Exploring The Unexplored At Ilaveezha-Poonchira

Kerala “The God’s own country” shares the name with few other places across the globe, which was initially a shock to me. Although when it comes to experience it sure is surreal on an unparalleled platform;  This state of India, which rolls on its own personal pace is rich in every aspect may it be heritage, culture, food, business or travel.

Kerala is distinct with its lush green self; on my initial trip when I was about to land at Kochi airport, I was sweating for a minute, as I thought the pilot had gone crazy trying to land the plane in between a jungle of coconut. The cherry on the topping was I could not see the landing strip anywhere close-by. But thankfully within minutes, I realized that we had landed and I was still breathing in a single piece and completely scratch-less. Stepping out the air was different then the usual polluted dirty air we have in metros, considering the recent PM 1 & 2.5 levels I doubt there wouldn’t even be an eyebrow against it.

In all honesty, I was seeking to spend more time with myself, this was my getaway from the world.

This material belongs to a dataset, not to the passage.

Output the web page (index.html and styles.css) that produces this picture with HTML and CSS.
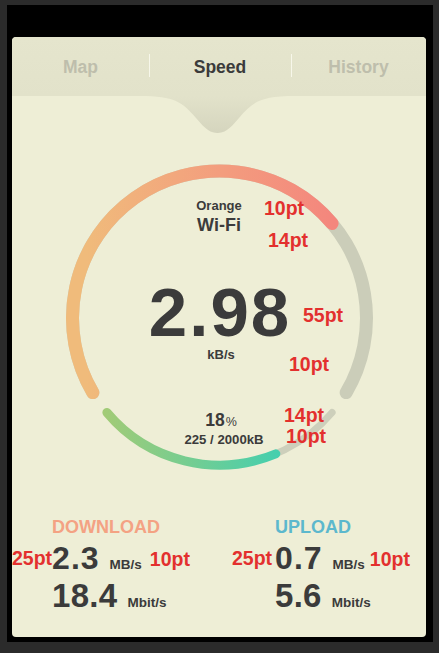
FILE: index.html
```html
<!DOCTYPE html>
<html lang="en">
<head>
<meta charset="utf-8">
<title>Speed</title>
<link rel="stylesheet" href="styles.css">
</head>
<body>
<div class="frame">
  <div class="card">
    <nav class="tabs">
      <div class="tab">Map</div>
      <div class="tab active">Speed</div>
      <div class="tab">History</div>
      <svg class="notch" width="155" height="38" viewBox="0 0 155 38">
        <defs>
          <linearGradient id="ng" x1="0" y1="0" x2="0" y2="1">
            <stop offset="0" stop-color="#e2e2ca"/>
            <stop offset="1" stop-color="#d5d5be"/>
          </linearGradient>
        </defs>
        <path d="M0,0 C35,0 42,6 56,22 C66,34 71,37 77.5,37 C84,37 89,34 99,22 C113,6 120,0 155,0 Z" fill="url(#ng)"/>
      </svg>
    </nav>

    <section class="gauge">
      <svg class="dial" width="414" height="409" viewBox="0 0 414 409">
        <defs>
          <linearGradient id="warm" gradientUnits="userSpaceOnUse" x1="74" y1="0" x2="322" y2="0">
            <stop offset="0" stop-color="#f0bb7b"/>
            <stop offset="0.55" stop-color="#f39d7e"/>
            <stop offset="1" stop-color="#f4867d"/>
          </linearGradient>
          <linearGradient id="green" gradientUnits="userSpaceOnUse" x1="92" y1="0" x2="266" y2="0">
            <stop offset="0" stop-color="#a2cb76"/>
            <stop offset="1" stop-color="#45cfae"/>
          </linearGradient>
        </defs>
        <path d="M80.84,296.6 A147,147 0 1 1 334.16,296.6" fill="none" stroke="#cbcdb9" stroke-width="13" stroke-linecap="round"/>
        <path d="M80.84,296.6 A147,147 0 0 1 320.1,127.5" fill="none" stroke="url(#warm)" stroke-width="13" stroke-linecap="round"/>
        <path d="M94.9,316.5 A147,147 0 0 0 320.1,316.5" fill="none" stroke="#cdcfbb" stroke-width="7" stroke-linecap="round"/>
        <path d="M94.9,316.5 A147,147 0 0 0 263.8,357.8" fill="none" stroke="url(#green)" stroke-width="9" stroke-linecap="round"/>
      </svg>

      <div class="network">Orange</div>
      <div class="ssid">Wi-Fi</div>
      <div class="speed">2.98</div>
      <div class="unit">kB/s</div>
      <div class="pct">18<span class="pct-sign">%</span></div>
      <div class="bytes">225 / 2000kB</div>

      <span class="ann ann-g1">10pt</span>
      <span class="ann ann-g2">14pt</span>
      <span class="ann ann-g3">55pt</span>
      <span class="ann ann-g4">10pt</span>
      <span class="ann ann-g5">14pt</span>
      <span class="ann ann-g6">10pt</span>
    </section>

    <section class="stats">
      <div class="stat stat-down">
        <div class="label">DOWNLOAD</div>
        <div class="row row-main">
          <span class="ann ann-pre">25pt</span>
          <span class="num">2.3</span>
          <span class="u">MB/s</span>
          <span class="ann ann-post">10pt</span>
        </div>
        <div class="row row-sub">
          <span class="num big">18.4</span>
          <span class="u">Mbit/s</span>
        </div>
      </div>
      <div class="stat stat-up">
        <div class="label">UPLOAD</div>
        <div class="row row-main">
          <span class="ann ann-pre">25pt</span>
          <span class="num">0.7</span>
          <span class="u">MB/s</span>
          <span class="ann ann-post">10pt</span>
        </div>
        <div class="row row-sub">
          <span class="num big">5.6</span>
          <span class="u">Mbit/s</span>
        </div>
      </div>
    </section>
  </div>
</div>
</body>
</html>
```

FILE: styles.css
```css
* { box-sizing: border-box; }

html, body {
  margin: 0;
  background: #2b2b2b;
}

body {
  padding: 5px 6px 11px 7px;
  font-family: "Liberation Sans", Arial, sans-serif;
  color: #3b3b3b;
}

.frame {
  width: 426px;
  height: 637px;
  background: #000;
  padding: 32px 7px 5px 5px;
}

.card {
  width: 414px;
  height: 600px;
  background: #eeeed6;
  border-radius: 4px;
  display: flex;
  flex-direction: column;
  overflow: hidden;
}

/* ---------- tabs ---------- */
.tabs {
  position: relative;
  z-index: 2;
  height: 59px;
  flex: none;
  display: grid;
  grid-template-columns: 137px 142px 1fr;
  background: linear-gradient(#e5e5cd, #e2e2ca);
  border-radius: 4px 4px 0 0;
}

.tab {
  position: relative;
  display: flex;
  align-items: center;
  justify-content: center;
  padding-top: 1px;
  font-size: 17.5px;
  font-weight: bold;
  color: #bebeac;
}

.tab.active { color: #3b3b3b; }

.tab + .tab::before {
  content: "";
  position: absolute;
  left: 0;
  top: 17px;
  width: 1px;
  height: 23px;
  background: #f7f7ea;
}

.notch {
  position: absolute;
  left: 128px;
  top: 100%;
  display: block;
}

/* ---------- gauge ---------- */
.gauge {
  position: relative;
  z-index: 0;
  height: 409px;
  flex: none;
  padding-top: 102px;
  text-align: center;
  font-weight: bold;
}

.dial {
  position: absolute;
  left: 0;
  top: 0;
  z-index: -1;
  display: block;
}

.network {
  font-size: 13px;
  line-height: 16px;
}

.ssid {
  font-size: 18px;
  line-height: 22px;
}

.speed {
  margin-top: 47px;
  font-size: 69px;
  line-height: 60px;
  letter-spacing: 2px;
  padding-left: 2px;
}

.unit {
  margin-top: 5px;
  font-size: 13px;
  line-height: 14px;
  padding-left: 4px;
}

.pct {
  margin-top: 48.5px;
  font-size: 17.5px;
  line-height: 19px;
  padding-left: 4px;
}

.pct-sign {
  font-size: 12.5px;
  font-weight: normal;
  margin-left: 1px;
}

.bytes {
  font-size: 13.2px;
  line-height: 15px;
  padding-left: 10px;
}

/* ---------- red annotations ---------- */
.ann {
  font-family: "Liberation Sans", Arial, sans-serif;
  font-weight: bold;
  font-size: 19.5px;
  line-height: 1;
  color: #e3302e;
  white-space: nowrap;
}

.gauge .ann { position: absolute; }
.ann-g1 { left: 252px; top: 102.5px; }
.ann-g2 { left: 256px; top: 134.5px; }
.ann-g3 { left: 291px; top: 210px; }
.ann-g4 { left: 277px; top: 258.5px; }
.ann-g5 { left: 272px; top: 310px; }
.ann-g6 { left: 274px; top: 331px; }

/* ---------- stats ---------- */
.stats {
  flex: none;
  display: grid;
  grid-template-columns: 223px 1fr;
  padding-top: 12px;
  padding-left: 40px;
  font-weight: bold;
}

.label {
  font-size: 18px;
  line-height: 20px;
}

.stat-down .label { color: #f4a283; }
.stat-up .label { color: #5cb8cd; }

.row {
  display: flex;
  align-items: baseline;
}

.row-main {
  margin-top: 5.4px;
  height: 32px;
}

.row-sub {
  margin-top: 4.2px;
  height: 33px;
}

.num {
  font-size: 32px;
  line-height: 1;
  letter-spacing: 1px;
}

.num.big {
  font-size: 33px;
  letter-spacing: 0.3px;
}

.u {
  font-size: 13.5px;
  line-height: 1;
  margin-left: 10px;
}

.ann-pre {
  align-self: flex-start;
  margin-top: 6.4px;
  margin-left: -40px;
}

.stat-up .ann-pre {
  margin-left: -43px;
  margin-right: 3px;
}

.ann-post {
  align-self: flex-start;
  margin-top: 7.4px;
  margin-left: 8px;
}

.stat-up .ann-post { margin-left: 5px; }
```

So I did research well and headed for the places that were still away from major cities and tourist or let’s be honest and say places that where even the locals were reluctant to take me, but I was destined to reach there and hence I started my journey to the biggest tongue-twisting place of them ever; named Ilaveezha-Poonchira.

There is a story behind its unique name, their name literally means “place with no leaves”, the legend says that Draupadi used to bathe here on a regular basis and one day some devas tried to satisfy their voyeuristic itch, Lord Indra came to know about it built hills and chopped all flowers off leaving out any option for the lecherous monsters to hide and pry on Draupadi.

The place is around 50 km away from Kottayam and is accessible only by a road or on foot if you the enthusiastic kind. I reached the base village named Melukava where I had a grand breakfast of beef fry and Malabar parotta with Kattan (local black tea) and switched to a 4×4 jeep and headed up for almost an hour, the distance isn’t much but no roads and landslides don’t exactly make it a cakewalk to this foothill beauty. On reaching the place you would be completely swept off your feet as the place is lush green with shrubs and there are really no leaves or even big trees at all.

This place is trekker’s paradise and a plum spot for spotting the sunrise and sunset with the wind to blow you away. There is only one small hotel, which gives you room and food for cheap and leaves you in complete solace. The village below although is 50% tribal population yet it’s completely safe and a great spot for introspection away from the hush-hush of the world. You can run all around laze the grass, or eat all you want from the only café located inside the hotel.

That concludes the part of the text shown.